Problem statement: Include the line containing "import React from" and all lines before it, repeated exactly from the listing below, without pictures.

Interface markup and scripts

○ ○ ○

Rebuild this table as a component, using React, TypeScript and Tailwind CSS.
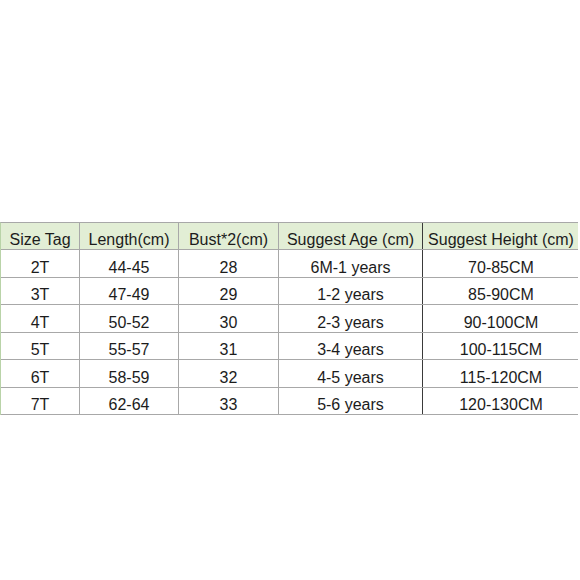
import React from "react";

const cols = ["w-[79px]", "w-[99px]", "w-[100px]", "w-[144px]", "w-[156px]"];
const header = ["Size Tag", "Length(cm)", "Bust*2(cm)", "Suggest Age (cm)", "Suggest Height (cm)"];
const rows = [
  ["2T", "44-45", "28", "6M-1 years", "70-85CM"],
  ["3T", "47-49", "29", "1-2 years", "85-90CM"],
  ["4T", "50-52", "30", "2-3 years", "90-100CM"],
  ["5T", "55-57", "31", "3-4 years", "100-115CM"],
  ["6T", "58-59", "32", "4-5 years", "115-120CM"],
  ["7T", "62-64", "33", "5-6 years", "120-130CM"],
];
const rowH = ["h-[27px]", "h-[26px]", "h-[27px]", "h-[26px]", "h-[27px]", "h-[26px]"];

function Cell({ text, i, h }: { text: string; i: number; h: string }) {
  const border =
    i === 4 ? "" : i === 3 ? "border-r border-r-[#3a3a3a]" : "border-r border-r-[#a8a8a8]";
  return (
    <div className={`${cols[i]} ${h} ${border} flex items-end justify-center shrink-0`}>
      <span className="leading-none pb-[1px] text-[16px]">{text}</span>
    </div>
  );
}

export default function App() {
  return (
    <div
      className="w-[580px] h-[580px] bg-white text-[#1c1c1c]"
      style={{ fontFamily: '"Liberation Sans", Arial, sans-serif' }}
    >
      <div className="pt-[222px]">
        <div className="w-[578px] border-t border-t-[#a8a8a8] border-l border-l-[#b9d3a8]">
          <div className="flex bg-[#e2eed5] border-b border-b-[#a8a8a8]">
            {header.map((t, i) => (
              <Cell key={i} text={t} i={i} h="h-[26px]" />
            ))}
          </div>
          {rows.map((r, ri) => (
            <div key={ri} className="flex border-b border-b-[#a8a8a8]">
              {r.map((t, i) => (
                <Cell key={i} text={t} i={i} h={rowH[ri]} />
              ))}
            </div>
          ))}
        </div>
      </div>
    </div>
  );
}
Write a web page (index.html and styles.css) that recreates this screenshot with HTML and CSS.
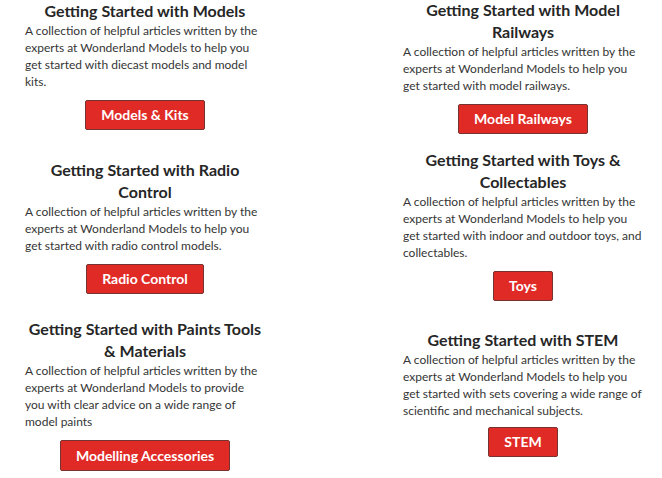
FILE: index.html
```html
<!DOCTYPE html>
<html lang="en">
<head>
<meta charset="utf-8">
<title>Getting Started Guides</title>
<link rel="stylesheet" href="styles.css">
</head>
<body>
<main class="guides">
  <div class="col">
    <section class="card c1">
      <h2 class="card-title">Getting Started with Models</h2>
      <p class="card-text">A collection of helpful articles written by the experts at Wonderland Models to help you get started with diecast models and model kits.</p>
      <div class="card-action"><a class="btn" href="#">Models &amp; Kits</a></div>
    </section>
    <section class="card c2">
      <h2 class="card-title">Getting Started with Radio Control</h2>
      <p class="card-text">A collection of helpful articles written by the experts at Wonderland Models to help you get started with radio control models.</p>
      <div class="card-action"><a class="btn" href="#">Radio Control</a></div>
    </section>
    <section class="card c3">
      <h2 class="card-title">Getting Started with Paints Tools &amp; Materials</h2>
      <p class="card-text">A collection of helpful articles written by the experts at Wonderland Models to provide you with clear advice on a wide range of model paints</p>
      <div class="card-action"><a class="btn" href="#">Modelling Accessories</a></div>
    </section>
  </div>
  <div class="col">
    <section class="card r1">
      <h2 class="card-title">Getting Started with Model Railways</h2>
      <p class="card-text">A collection of helpful articles written by the experts at Wonderland Models to help you get started with model railways.</p>
      <div class="card-action"><a class="btn" href="#">Model Railways</a></div>
    </section>
    <section class="card r2">
      <h2 class="card-title">Getting Started with Toys &amp; Collectables</h2>
      <p class="card-text">A collection of helpful articles written by the experts at Wonderland Models to help you get started with indoor and outdoor toys, and collectables.</p>
      <div class="card-action"><a class="btn" href="#">Toys</a></div>
    </section>
    <section class="card r3">
      <h2 class="card-title">Getting Started with STEM</h2>
      <p class="card-text">A collection of helpful articles written by the experts at Wonderland Models to help you get started with sets covering a wide range of scientific and mechanical subjects.</p>
      <div class="card-action"><a class="btn" href="#">STEM</a></div>
    </section>
  </div>
</main>
</body>
</html>
```

FILE: styles.css
```css
html, body {
  margin: 0;
  padding: 0;
  background: #ffffff;
}

body {
  font-family: Lato, "Liberation Sans", sans-serif;
  color: #333333;
  overflow: hidden;
}

.guides {
  display: grid;
  grid-template-columns: 240px 240px;
  column-gap: 138px;
  padding-left: 25px;
}

.col {
  display: flex;
  flex-direction: column;
}

.card-title {
  margin: 0;
  font-size: 16px;
  line-height: 22px;
  font-weight: 700;
  color: #262626;
  text-align: center;
}

.card-text {
  margin: 0;
  font-size: 12px;
  line-height: 17px;
  color: #353535;
}

.card-action {
  margin-top: 10px;
  text-align: center;
}

.btn {
  display: inline-block;
  padding: 6px 15px;
  font-size: 14px;
  line-height: 16px;
  font-weight: 700;
  color: #ffffff;
  text-decoration: none;
  background: #e02a26;
  border: 1px solid #763430;
  border-radius: 2px;
}

.c1 { margin-top: 0; }
.c2 { margin-top: 29px; }
.c3 { margin-top: 24px; }
.c3 .btn { padding-top: 7px; }

.r1 { margin-top: -1px; }
.r2 { margin-top: 15px; }
.r3 { margin-top: 28px; }
.r3 .card-action { margin-top: 8px; }
```
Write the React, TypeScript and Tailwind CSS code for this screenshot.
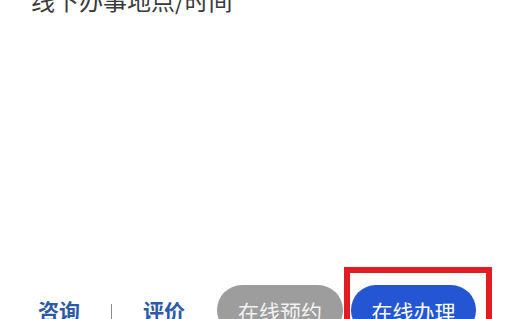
export default function App() {
  return (
    <div
      className="w-[508px] h-[319px] overflow-hidden bg-white flex flex-col"
      style={{ fontFamily: '"Noto Sans CJK SC", "Noto Sans", sans-serif' }}
    >
      <p className="pl-[31px] mt-[-15px] text-[24px] leading-[30px] text-[#3a3a3a]">
        线下办事地点/时间
      </p>

      <div className="mt-[252px] flex items-start shrink-0">
        <span className="ml-[38px] mt-[33px] text-[21px] leading-[21px] font-bold text-[#2b5aa6]">
          咨询
        </span>
        <span className="ml-[31px] mt-[37px] w-[1px] h-[18px] bg-[#8a8a8a]" />
        <span className="ml-[31px] mt-[33px] text-[21px] leading-[21px] font-bold text-[#2b5aa6]">
          评价
        </span>
        <button className="ml-[32px] mt-[18px] w-[126px] h-[50px] rounded-full bg-[#9d9d9d] text-[#f2f2f2] text-[21px] leading-[21px] pt-[16px] flex justify-center items-start">
          在线预约
        </button>
        <div className="ml-[1px] border-[6px] border-[#e31b23] pt-[12px] pl-[1px] pr-[10px] h-[70px]">
          <button className="w-[125px] h-[50px] rounded-full bg-[#2456d4] text-white text-[21px] leading-[21px] pt-[16px] flex justify-center items-start">
            在线办理
          </button>
        </div>
      </div>
    </div>
  );
}
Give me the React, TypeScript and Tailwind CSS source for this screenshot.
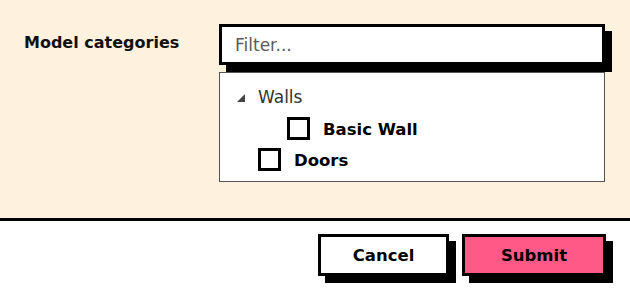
import { useState } from 'react';

type Category = {
  id: string;
  label: string;
  children?: Category[];
};

const categories: Category[] = [
  { id: 'walls', label: 'Walls', children: [{ id: 'basic-wall', label: 'Basic Wall' }] },
  { id: 'doors', label: 'Doors' },
];

function Checkbox({ checked, onChange }: { checked: boolean; onChange: () => void }) {
  return (
    <button
      type="button"
      onClick={onChange}
      className="w-[23px] h-[23px] shrink-0 border-[3px] border-black bg-white flex items-center justify-center"
    >
      {checked && <span className="w-[11px] h-[11px] bg-black" />}
    </button>
  );
}

export default function App() {
  const [filter, setFilter] = useState('');
  const [checked, setChecked] = useState<Record<string, boolean>>({});

  const toggle = (id: string) => setChecked((c) => ({ ...c, [id]: !c[id] }));

  return (
    <div className="w-[630px] h-[295px] flex flex-col font-['DejaVu_Sans',sans-serif] text-black overflow-hidden">
      {/* Form area */}
      <div className="h-[218px] bg-[#fef2df] flex pl-6 pt-6">
        <div className="w-[195px] pt-[9px] text-[16px] leading-[20px] font-bold text-[#111]">
          Model categories
        </div>

        <div className="w-[386px] flex flex-col">
          <input
            value={filter}
            onChange={(e) => setFilter(e.target.value)}
            placeholder="Filter..."
            className="h-[41px] w-full border-[3px] border-black bg-white px-[13px] text-[17px] text-[#333] placeholder:text-[#5a5a5a] outline-none shadow-[7px_7px_0_0_#000]"
          />

          {/* Category tree */}
          <div className="mt-[7px] border border-[#555] bg-white pt-[9px] pb-[6px]">
            {categories.map((cat) =>
              cat.children ? (
                <div key={cat.id}>
                  <div className="h-[31px] flex items-center pl-[17px]">
                    <svg width="8" height="8" viewBox="0 0 8 8" className="mr-[13px]">
                      <polygon points="8,0 8,8 0,8" fill="#444" />
                    </svg>
                    <span className="text-[17px] text-[#333]">{cat.label}</span>
                  </div>
                  {cat.children.map((child) => (
                    <div key={child.id} className="h-[31px] flex items-center pl-[67px] gap-[13px]">
                      <Checkbox checked={!!checked[child.id]} onChange={() => toggle(child.id)} />
                      <span className="pt-[3px] text-[16.5px] font-bold">{child.label}</span>
                    </div>
                  ))}
                </div>
              ) : (
                <div key={cat.id} className="h-[31px] flex items-center pl-[38px] gap-[13px]">
                  <Checkbox checked={!!checked[cat.id]} onChange={() => toggle(cat.id)} />
                  <span className="pt-[3px] text-[16.5px] font-bold">{cat.label}</span>
                </div>
              )
            )}
          </div>
        </div>
      </div>

      {/* Actions */}
      <div className="flex-1 bg-white border-t-[3px] border-black flex justify-end items-start pt-[13px] pr-6 gap-[13px]">
        <button
          type="button"
          className="w-[131px] h-[42px] pt-[2px] border-[3px] border-black bg-white text-[16.5px] font-bold shadow-[7px_7px_0_0_#000]"
        >
          Cancel
        </button>
        <button
          type="button"
          className="w-[144px] h-[42px] pt-[2px] border-[3px] border-black bg-[#ff5a87] text-[16.5px] font-bold shadow-[7px_7px_0_0_#000]"
        >
          Submit
        </button>
      </div>
    </div>
  );
}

○ ○ ○

Output:
Rebuild this table as a component, using React, TypeScript and Tailwind CSS.
import React from "react";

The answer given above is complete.